I’d like to colocate a PyTorch Softmax kernel and a custom compute kernel of mine that just does some arithmetic operations and is supposed to keep all its operands in registers. Below is an extract of the code. I call the compute kernel from Python through the ctypes interface (I omitted that code for readability, but happy to share if helpful)
import torch.multiprocessing as mp
import argparse
import json
import os
import torch
from vllm.interference.inter_funcs import kernel_name_dict
def run_softmax(args, barrier):
logits = torch.rand([16, 128256]).cuda()
start_event = torch.cuda.Event(enable_timing=True)
end_event = torch.cuda.Event(enable_timing=True)
if barrier:
barrier.wait()
for i in range(100):
start_event.record()
probs = logits.softmax(dim=-1, dtype=torch.float32)
end_event.record()
torch.cuda.synchronize()
print(f"Step {i} took {start_event.elapsed_time(end_event)} ms")
torch.cuda.synchronize()
def run_inter(args, barrier):
# setting an MPS share depending on the scenario
# os.environ['CUDA_MPS_ACTIVE_THREAD_PERCENTAGE'] = "50"
init_args = {"device": torch.device('cuda'), "num_floats": 1024}
run_args = {"num_tb": args.num_tb, "threads_per_block": 1024, "num_itrs": 500000000}
# run kernel once, lazy loading
inter_kernel = interference_class(**init_args)
inter_kernel.run(**run_args)
barrier.wait()
inter_kernel.run(**run_args)
print(f"Exiting....")
if __name__ == "__main__":
parser = argparse.ArgumentParser()
parser.add_argument("--num_tb", type=int, default=0, help="Number of thread blocks of the interfering kernel")

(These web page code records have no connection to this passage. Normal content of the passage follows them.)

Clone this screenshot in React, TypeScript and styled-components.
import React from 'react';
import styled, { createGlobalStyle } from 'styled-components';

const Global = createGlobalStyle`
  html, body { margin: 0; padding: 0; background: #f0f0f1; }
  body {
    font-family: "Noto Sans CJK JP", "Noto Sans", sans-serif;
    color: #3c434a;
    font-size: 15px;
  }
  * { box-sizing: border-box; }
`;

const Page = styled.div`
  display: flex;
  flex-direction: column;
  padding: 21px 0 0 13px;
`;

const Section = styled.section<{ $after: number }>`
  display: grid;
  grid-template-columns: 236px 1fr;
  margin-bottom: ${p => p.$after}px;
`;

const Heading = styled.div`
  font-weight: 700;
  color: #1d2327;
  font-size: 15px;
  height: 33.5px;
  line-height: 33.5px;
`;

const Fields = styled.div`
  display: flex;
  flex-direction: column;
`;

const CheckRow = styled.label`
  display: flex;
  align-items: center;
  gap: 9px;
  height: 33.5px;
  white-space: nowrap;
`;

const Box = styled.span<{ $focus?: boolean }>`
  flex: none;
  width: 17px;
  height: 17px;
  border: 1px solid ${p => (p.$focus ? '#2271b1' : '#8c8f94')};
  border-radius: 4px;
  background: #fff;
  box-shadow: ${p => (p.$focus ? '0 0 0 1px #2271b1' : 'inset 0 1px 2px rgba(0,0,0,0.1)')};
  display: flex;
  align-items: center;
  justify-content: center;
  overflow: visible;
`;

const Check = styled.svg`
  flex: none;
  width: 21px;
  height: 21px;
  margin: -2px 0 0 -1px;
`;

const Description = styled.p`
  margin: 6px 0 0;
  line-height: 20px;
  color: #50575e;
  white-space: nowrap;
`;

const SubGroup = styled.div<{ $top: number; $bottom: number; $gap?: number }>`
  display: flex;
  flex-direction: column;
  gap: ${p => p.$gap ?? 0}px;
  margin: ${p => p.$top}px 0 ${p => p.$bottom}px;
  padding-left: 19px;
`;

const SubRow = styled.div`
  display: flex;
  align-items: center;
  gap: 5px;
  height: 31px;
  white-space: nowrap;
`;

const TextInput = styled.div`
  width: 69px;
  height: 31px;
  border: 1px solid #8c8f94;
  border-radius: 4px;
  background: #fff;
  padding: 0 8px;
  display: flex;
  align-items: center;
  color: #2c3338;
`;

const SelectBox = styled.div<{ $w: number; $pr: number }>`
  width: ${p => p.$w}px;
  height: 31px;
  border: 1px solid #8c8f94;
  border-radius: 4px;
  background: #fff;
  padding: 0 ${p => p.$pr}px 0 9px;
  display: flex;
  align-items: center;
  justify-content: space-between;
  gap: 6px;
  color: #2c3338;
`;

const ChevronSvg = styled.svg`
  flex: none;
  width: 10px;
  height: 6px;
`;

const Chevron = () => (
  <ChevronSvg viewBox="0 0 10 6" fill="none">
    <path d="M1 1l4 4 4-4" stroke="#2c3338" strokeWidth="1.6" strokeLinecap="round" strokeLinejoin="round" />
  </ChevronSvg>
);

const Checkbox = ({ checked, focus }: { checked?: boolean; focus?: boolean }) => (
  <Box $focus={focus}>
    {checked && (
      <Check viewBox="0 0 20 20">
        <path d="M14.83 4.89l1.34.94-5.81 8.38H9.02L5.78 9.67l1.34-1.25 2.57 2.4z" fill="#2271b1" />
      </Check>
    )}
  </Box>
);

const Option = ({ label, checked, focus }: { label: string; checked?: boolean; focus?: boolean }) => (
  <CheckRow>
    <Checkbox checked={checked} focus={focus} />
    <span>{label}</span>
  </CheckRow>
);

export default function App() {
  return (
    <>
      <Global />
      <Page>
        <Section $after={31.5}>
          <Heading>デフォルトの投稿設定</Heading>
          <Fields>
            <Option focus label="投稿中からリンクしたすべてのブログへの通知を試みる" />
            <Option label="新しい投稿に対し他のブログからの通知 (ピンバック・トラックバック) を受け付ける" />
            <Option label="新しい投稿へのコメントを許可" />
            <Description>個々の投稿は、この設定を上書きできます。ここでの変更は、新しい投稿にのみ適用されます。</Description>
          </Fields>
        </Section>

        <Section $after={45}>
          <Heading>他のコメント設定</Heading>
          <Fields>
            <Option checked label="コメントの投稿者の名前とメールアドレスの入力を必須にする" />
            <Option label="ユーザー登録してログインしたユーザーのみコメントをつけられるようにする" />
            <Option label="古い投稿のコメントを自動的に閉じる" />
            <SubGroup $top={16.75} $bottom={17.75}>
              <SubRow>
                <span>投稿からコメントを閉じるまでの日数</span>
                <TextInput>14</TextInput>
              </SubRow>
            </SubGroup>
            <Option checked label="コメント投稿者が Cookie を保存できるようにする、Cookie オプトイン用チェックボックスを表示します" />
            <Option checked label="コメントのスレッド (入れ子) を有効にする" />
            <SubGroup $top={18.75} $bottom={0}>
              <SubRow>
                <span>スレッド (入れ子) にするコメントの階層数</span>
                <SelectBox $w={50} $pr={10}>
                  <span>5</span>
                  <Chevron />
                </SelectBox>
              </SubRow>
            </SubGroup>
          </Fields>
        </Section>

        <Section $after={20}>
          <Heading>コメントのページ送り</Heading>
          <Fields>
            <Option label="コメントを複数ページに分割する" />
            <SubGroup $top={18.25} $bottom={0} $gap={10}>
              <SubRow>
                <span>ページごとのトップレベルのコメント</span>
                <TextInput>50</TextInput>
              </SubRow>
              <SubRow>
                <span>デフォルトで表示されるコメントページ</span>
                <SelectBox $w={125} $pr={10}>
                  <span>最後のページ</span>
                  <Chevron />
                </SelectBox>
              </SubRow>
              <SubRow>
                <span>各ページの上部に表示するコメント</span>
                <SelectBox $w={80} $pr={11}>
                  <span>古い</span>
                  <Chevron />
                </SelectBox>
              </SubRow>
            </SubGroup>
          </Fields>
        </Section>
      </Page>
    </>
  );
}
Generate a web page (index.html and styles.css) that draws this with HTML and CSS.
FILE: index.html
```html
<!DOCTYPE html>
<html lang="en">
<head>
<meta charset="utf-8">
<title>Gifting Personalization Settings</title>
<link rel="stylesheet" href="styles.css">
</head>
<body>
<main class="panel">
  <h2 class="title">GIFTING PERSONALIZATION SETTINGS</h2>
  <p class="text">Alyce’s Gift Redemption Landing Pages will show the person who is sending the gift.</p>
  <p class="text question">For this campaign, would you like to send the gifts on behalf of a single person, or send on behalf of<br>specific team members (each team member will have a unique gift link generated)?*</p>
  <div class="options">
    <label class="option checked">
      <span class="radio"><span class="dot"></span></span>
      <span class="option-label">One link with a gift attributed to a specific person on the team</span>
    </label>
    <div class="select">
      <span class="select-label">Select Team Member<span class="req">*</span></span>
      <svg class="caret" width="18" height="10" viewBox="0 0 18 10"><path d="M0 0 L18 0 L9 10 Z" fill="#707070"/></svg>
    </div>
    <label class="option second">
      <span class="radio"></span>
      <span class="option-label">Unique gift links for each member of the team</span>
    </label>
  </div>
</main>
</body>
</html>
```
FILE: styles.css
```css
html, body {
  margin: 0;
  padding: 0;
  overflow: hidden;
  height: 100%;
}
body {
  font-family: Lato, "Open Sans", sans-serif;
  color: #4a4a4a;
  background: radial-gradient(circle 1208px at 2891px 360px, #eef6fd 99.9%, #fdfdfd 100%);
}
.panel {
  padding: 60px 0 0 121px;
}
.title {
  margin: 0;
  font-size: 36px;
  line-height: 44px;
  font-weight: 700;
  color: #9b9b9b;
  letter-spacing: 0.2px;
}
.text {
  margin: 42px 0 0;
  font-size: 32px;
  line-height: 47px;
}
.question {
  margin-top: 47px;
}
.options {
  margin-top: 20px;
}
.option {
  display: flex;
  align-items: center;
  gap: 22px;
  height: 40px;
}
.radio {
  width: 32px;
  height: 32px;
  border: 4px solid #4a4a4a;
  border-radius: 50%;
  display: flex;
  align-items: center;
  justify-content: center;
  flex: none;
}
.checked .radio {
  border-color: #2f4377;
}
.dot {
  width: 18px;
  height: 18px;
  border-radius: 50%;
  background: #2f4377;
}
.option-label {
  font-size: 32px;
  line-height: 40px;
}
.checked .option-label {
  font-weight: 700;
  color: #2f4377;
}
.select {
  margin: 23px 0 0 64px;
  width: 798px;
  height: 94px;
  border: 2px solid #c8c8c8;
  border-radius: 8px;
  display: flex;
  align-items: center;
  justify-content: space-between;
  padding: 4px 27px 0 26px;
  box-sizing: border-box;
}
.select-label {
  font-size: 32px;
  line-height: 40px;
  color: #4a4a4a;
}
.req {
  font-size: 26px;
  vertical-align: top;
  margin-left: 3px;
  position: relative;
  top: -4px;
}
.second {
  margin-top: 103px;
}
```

user_args = parser.parse_args()
mp.set_start_method('spawn')
do_interference = False
if user_args.inter_tb > 0:
do_interference = True
barrier = mp.Barrier(2) if do_interference else None
softmax = mp.Process(target=run_softmax, args=(user_args, barrier))
softmax.start()
if do_interference:
interf = mp.Process(target=run_inter, args=(user_args, barrier))
interf.start()
softmax.join()
if do_interference:
interf.join()
// the compute kernel
__global__ void compute_kernel(float *a, float *b, float *c, long long num_itrs)
{
float op1 = a[threadIdx.x];
float op2 = b[threadIdx.x];
float op3 = 1.0f;
float op4 = 1.0f;
float op5 = 1.0f;
float op6 = 1.0f;
for (long long i = 0; i < num_itrs; i++)
{
op3 = __fmaf_rn(op1, op2, op3);
op4 = __fmaf_rn(op1, op2, op4);
op5 = __fmaf_rn(op1, op2, op5);
op6 = __fmaf_rn(op1, op2, op6);
}
c[threadIdx.x] = op3 + op4 + op5 + op6;
}
I’m running on a H100 with CUDA 12.9 and driver 575.57.08. I’m seeing the following:
- when the softmax runs alone (setting num_tb arg to 0), it’s latency is roughly 65 microseconds
- when I colocate with the compute kernel WITHOUT MPS and launch the compute kernel with 132 thread blocks (matching the 132 SMs on the H100), the softmax latency is still on the order of 65 microseconds. I checked with nsys that both kernels indeed overlap. Note that the GPU is in the default compute mode. I also printed the SM IDs of each of the thread block of the compute kernel and can see that all of the 132 SMs host on thread block.
- when I colocate with the compute kernel WITH MPS (just running the MPS server) but NOT setting the CUDA_MPS_ACTIVE_THREAD_PERCENTAGE var, the latency of the softmax suddenly increases to 100ms (several orders of magnitude higher). I don’t get what exactly is happening here? How is this case different from the one before? Again I see both kernels overlapping in the nsys trace and that each SM is hosting one thread block of the compute kernel.
- when I repeat the previous scenario but this time set the CUDA_MPS_ACTIVE_THREAD_PERCENTAGE to 50, the latency of softmax again decreases to roughly 65 microseconds. My assumption here was that the compute kernel saturates the 66 SMs it is given access to by using all 2048 threads on them. The softmax kernel thus has to run on any of the other 66 SMs and should not suffer from any interference. However I still cannot explain the behavior I’m seeing between the second and third scenario.
Does anyone have an idea on what is happening here? I don’t see how to explain the increase in latency? If it was because of interference, why wouldn’t I see that interference as well in the second scenario? Also I wouldn’t expect such an explosion in latency purely due to interference.
Any help is as always much appreciated!! Thanks a lot!